Supplied material:
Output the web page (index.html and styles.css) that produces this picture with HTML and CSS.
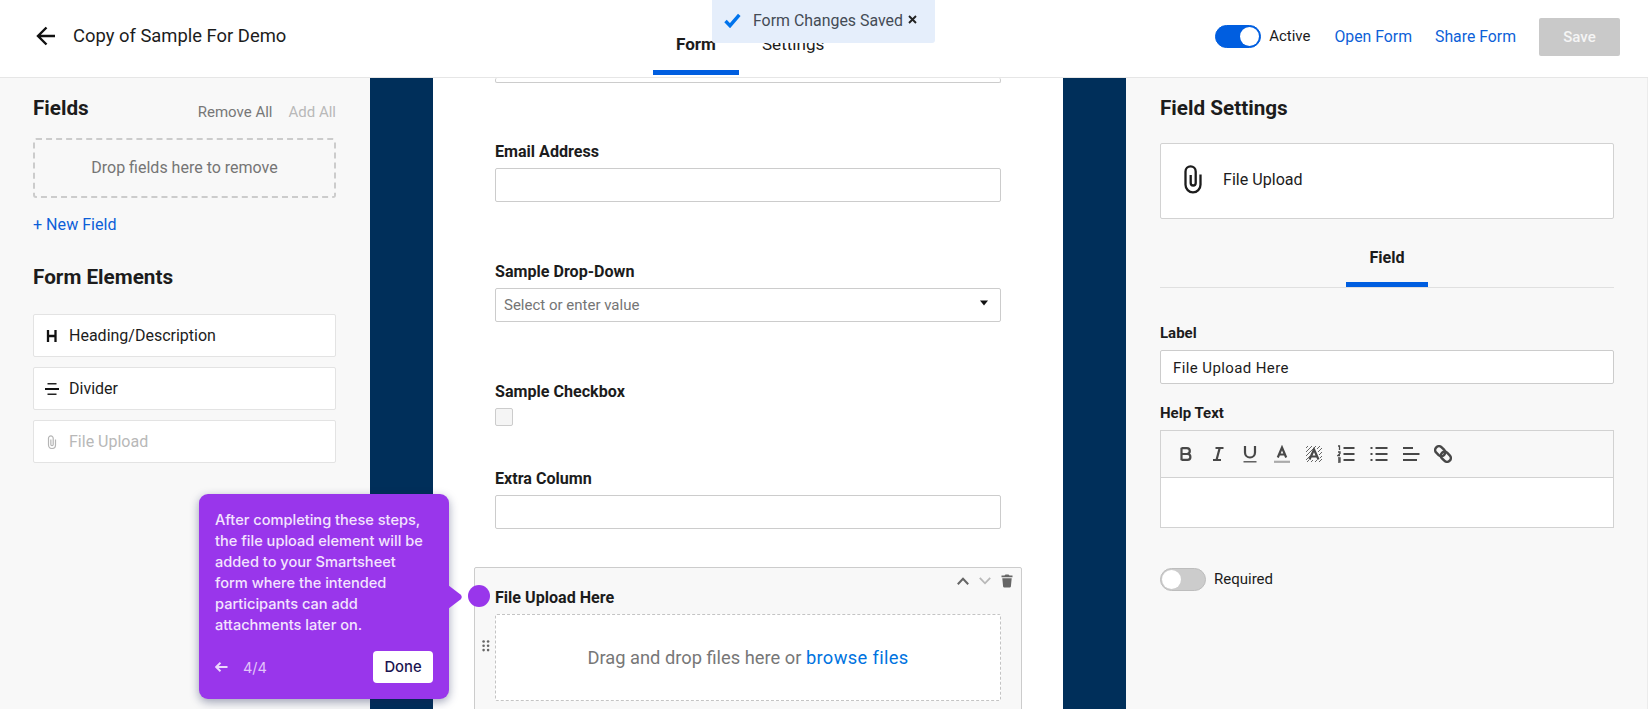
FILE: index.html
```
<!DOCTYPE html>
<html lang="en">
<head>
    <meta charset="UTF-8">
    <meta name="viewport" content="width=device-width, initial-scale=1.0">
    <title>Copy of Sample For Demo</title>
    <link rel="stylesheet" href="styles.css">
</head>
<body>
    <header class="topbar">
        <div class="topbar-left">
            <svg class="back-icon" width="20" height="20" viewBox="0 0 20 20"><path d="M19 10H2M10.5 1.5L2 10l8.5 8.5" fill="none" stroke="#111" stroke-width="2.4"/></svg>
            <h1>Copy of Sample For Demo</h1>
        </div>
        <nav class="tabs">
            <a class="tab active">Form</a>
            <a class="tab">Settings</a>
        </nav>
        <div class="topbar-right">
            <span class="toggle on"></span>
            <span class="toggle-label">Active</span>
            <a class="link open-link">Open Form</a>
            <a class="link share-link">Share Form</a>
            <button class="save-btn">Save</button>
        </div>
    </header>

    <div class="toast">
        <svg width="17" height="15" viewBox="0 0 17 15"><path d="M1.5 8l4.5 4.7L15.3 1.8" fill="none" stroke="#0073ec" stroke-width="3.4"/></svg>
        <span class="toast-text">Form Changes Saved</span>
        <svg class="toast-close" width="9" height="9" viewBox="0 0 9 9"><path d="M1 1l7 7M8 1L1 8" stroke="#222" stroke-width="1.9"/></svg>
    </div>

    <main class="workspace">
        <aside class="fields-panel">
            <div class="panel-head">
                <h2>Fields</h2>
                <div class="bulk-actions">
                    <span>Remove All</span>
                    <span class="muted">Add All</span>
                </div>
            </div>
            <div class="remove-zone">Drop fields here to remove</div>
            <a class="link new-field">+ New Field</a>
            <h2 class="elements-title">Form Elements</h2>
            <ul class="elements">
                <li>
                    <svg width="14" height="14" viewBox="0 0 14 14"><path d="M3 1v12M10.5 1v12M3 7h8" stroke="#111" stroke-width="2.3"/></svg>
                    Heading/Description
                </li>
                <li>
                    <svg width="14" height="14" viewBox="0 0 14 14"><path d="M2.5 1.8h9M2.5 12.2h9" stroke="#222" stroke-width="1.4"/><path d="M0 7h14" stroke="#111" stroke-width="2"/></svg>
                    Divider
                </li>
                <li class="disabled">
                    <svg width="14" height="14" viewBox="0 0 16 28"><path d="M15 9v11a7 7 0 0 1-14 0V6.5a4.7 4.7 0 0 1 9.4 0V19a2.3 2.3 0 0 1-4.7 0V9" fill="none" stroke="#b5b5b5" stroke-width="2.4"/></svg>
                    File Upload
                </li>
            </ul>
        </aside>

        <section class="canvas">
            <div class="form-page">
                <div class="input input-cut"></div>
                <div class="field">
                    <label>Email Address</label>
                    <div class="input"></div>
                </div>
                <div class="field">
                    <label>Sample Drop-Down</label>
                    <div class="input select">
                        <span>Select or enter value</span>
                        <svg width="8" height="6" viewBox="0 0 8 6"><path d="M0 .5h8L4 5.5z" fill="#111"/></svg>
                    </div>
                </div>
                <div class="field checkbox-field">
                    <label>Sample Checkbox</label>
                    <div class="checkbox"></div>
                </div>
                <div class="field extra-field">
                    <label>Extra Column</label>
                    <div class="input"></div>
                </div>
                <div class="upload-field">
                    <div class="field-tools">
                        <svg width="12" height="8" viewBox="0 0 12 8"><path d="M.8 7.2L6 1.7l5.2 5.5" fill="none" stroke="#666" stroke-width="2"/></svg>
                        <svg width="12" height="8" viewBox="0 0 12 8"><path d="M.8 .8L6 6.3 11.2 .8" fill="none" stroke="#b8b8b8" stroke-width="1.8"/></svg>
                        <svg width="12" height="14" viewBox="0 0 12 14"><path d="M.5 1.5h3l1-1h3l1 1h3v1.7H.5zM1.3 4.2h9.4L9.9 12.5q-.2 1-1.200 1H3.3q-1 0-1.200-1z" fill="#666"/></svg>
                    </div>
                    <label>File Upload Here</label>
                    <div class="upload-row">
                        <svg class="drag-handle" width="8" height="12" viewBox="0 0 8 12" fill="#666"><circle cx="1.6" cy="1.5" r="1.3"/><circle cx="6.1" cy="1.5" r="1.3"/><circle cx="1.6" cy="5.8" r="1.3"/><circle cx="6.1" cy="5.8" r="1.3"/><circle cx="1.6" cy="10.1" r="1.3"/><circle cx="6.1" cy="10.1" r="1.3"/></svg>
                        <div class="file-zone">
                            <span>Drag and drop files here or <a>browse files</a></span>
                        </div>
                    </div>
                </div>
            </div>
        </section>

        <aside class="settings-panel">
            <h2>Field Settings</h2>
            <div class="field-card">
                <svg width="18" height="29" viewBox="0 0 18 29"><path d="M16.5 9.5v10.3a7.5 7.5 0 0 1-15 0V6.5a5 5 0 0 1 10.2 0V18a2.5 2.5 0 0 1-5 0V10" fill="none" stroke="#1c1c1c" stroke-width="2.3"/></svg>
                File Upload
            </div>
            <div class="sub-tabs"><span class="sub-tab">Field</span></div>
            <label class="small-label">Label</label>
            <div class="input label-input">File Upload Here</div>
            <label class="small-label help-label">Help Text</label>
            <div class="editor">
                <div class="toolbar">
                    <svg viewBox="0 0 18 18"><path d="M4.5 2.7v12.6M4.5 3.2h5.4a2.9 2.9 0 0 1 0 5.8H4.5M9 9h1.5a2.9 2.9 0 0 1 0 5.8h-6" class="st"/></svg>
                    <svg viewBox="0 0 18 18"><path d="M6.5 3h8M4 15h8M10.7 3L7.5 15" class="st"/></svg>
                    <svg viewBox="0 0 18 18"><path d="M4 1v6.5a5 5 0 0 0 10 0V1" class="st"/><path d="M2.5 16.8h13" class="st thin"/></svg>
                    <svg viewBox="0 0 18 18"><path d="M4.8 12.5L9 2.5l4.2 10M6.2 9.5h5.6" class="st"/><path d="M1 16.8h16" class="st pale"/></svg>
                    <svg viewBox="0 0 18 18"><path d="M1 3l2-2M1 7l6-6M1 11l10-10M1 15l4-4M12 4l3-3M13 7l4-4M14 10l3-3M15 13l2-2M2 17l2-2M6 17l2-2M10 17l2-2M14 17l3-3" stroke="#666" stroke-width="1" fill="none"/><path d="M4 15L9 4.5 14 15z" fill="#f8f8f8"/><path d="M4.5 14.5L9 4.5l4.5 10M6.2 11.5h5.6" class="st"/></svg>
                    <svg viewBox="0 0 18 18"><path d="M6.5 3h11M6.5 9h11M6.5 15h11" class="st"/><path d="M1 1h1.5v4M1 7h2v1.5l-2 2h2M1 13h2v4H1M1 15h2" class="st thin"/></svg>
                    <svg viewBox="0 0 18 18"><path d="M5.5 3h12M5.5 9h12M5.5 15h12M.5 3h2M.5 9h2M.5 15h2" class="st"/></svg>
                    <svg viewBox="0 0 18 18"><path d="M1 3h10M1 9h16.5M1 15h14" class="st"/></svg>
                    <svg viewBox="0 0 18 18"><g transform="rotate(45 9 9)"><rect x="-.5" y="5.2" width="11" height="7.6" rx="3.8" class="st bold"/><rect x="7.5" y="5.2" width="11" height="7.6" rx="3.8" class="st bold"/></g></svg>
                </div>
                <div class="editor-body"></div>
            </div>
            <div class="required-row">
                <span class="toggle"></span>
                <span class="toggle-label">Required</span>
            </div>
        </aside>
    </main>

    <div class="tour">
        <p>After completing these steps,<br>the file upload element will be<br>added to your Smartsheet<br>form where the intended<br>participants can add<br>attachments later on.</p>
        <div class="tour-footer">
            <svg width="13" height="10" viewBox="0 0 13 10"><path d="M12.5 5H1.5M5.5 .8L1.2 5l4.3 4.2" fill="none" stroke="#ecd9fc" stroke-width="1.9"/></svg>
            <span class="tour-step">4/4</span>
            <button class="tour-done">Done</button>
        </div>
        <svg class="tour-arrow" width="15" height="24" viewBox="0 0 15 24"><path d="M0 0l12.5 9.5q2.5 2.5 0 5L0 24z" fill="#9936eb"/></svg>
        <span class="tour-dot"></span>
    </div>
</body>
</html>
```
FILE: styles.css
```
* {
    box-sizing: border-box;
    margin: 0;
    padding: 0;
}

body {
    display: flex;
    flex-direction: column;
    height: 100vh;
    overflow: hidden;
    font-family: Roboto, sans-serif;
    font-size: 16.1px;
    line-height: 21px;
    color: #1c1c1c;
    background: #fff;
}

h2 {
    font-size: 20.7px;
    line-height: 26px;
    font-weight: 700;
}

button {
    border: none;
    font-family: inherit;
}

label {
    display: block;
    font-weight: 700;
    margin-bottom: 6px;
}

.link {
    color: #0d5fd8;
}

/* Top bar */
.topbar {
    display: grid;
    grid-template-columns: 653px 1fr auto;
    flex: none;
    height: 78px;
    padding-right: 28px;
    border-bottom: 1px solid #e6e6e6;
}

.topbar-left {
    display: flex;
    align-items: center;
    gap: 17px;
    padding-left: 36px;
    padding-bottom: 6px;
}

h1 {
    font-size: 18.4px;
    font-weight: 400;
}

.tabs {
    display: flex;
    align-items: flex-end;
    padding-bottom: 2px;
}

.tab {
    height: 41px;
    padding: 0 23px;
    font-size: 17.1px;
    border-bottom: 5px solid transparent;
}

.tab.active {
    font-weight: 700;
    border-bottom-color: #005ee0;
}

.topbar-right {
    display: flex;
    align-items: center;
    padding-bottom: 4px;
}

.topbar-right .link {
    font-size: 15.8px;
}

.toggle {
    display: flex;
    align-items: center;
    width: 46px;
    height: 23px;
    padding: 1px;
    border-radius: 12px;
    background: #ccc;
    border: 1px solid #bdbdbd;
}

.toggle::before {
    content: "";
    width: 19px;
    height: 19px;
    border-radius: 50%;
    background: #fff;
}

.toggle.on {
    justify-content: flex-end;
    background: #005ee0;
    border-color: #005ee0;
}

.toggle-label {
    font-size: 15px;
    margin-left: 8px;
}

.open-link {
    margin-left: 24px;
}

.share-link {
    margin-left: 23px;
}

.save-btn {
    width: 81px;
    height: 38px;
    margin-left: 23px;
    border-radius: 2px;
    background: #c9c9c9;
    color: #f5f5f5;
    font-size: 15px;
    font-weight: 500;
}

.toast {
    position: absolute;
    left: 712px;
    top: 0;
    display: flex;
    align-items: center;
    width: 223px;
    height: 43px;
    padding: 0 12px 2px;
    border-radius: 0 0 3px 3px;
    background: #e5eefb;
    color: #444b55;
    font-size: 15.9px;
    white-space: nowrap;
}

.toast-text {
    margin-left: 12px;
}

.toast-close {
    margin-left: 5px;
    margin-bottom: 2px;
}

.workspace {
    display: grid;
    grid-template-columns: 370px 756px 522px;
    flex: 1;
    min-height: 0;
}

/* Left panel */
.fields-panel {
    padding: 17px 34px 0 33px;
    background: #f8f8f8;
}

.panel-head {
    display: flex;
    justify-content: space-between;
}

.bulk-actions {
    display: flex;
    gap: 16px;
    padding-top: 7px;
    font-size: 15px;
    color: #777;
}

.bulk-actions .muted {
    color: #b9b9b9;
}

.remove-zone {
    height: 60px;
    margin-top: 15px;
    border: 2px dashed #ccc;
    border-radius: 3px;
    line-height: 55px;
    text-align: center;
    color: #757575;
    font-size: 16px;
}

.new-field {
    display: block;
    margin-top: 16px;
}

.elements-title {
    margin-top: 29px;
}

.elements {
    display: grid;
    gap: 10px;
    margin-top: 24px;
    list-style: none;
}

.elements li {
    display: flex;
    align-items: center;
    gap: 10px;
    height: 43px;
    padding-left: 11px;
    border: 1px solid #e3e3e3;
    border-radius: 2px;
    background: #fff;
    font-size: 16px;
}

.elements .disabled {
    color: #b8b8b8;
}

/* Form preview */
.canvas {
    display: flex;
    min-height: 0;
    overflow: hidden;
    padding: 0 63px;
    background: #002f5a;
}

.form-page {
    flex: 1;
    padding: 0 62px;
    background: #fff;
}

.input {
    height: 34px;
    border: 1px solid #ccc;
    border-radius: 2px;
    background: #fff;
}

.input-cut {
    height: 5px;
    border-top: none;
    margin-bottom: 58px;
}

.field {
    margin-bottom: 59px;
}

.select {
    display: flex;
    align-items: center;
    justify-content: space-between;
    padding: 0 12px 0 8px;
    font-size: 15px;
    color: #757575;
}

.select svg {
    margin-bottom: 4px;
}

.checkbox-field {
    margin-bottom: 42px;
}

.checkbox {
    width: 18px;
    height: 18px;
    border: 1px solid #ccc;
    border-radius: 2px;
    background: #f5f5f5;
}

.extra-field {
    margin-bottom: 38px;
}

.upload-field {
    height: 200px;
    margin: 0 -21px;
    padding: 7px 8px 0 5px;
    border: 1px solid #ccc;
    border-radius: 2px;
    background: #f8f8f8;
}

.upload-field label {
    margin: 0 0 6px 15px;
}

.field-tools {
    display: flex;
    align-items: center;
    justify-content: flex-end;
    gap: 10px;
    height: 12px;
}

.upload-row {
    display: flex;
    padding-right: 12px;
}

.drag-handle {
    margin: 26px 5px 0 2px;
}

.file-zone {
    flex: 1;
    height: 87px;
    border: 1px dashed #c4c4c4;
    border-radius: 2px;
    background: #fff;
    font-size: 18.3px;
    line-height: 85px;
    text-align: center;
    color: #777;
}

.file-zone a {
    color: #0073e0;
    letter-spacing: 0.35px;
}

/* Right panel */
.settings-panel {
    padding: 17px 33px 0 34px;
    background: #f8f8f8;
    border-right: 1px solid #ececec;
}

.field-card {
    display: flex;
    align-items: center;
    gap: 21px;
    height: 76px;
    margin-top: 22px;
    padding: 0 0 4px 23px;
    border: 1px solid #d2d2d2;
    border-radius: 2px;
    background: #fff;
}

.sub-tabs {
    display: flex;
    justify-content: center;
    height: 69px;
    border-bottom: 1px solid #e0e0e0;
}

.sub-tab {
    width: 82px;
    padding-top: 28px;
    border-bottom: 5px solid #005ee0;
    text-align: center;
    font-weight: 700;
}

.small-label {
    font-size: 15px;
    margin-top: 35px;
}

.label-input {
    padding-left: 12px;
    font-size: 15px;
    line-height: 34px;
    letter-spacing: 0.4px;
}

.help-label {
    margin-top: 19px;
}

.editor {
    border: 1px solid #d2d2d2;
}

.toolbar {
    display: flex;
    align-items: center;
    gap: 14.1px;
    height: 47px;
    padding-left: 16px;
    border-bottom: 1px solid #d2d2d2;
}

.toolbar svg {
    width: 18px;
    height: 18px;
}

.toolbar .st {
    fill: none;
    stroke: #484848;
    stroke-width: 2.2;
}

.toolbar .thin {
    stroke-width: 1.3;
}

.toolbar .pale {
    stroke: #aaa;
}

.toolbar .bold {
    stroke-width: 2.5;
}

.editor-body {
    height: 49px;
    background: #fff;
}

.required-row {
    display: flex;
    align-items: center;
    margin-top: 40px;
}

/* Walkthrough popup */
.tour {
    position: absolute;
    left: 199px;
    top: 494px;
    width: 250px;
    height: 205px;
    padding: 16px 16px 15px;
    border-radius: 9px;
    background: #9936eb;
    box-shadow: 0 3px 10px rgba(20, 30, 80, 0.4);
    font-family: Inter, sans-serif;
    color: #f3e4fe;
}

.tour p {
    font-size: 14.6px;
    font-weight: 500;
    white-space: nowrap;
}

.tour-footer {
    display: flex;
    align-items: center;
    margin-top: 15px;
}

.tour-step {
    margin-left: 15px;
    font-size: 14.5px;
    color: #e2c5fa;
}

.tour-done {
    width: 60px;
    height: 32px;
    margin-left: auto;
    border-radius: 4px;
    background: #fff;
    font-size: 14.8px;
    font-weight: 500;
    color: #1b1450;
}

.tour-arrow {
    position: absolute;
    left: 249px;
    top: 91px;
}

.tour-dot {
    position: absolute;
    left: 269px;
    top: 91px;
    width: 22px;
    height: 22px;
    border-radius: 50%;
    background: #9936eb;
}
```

Given instruction: Gather up every line in the data above that contains the word "page", copying each one.

The completed task:
Output the web page (index.html and styles.css) that produces this picture with HTML and CSS.
            <div class="form-page">
.form-page {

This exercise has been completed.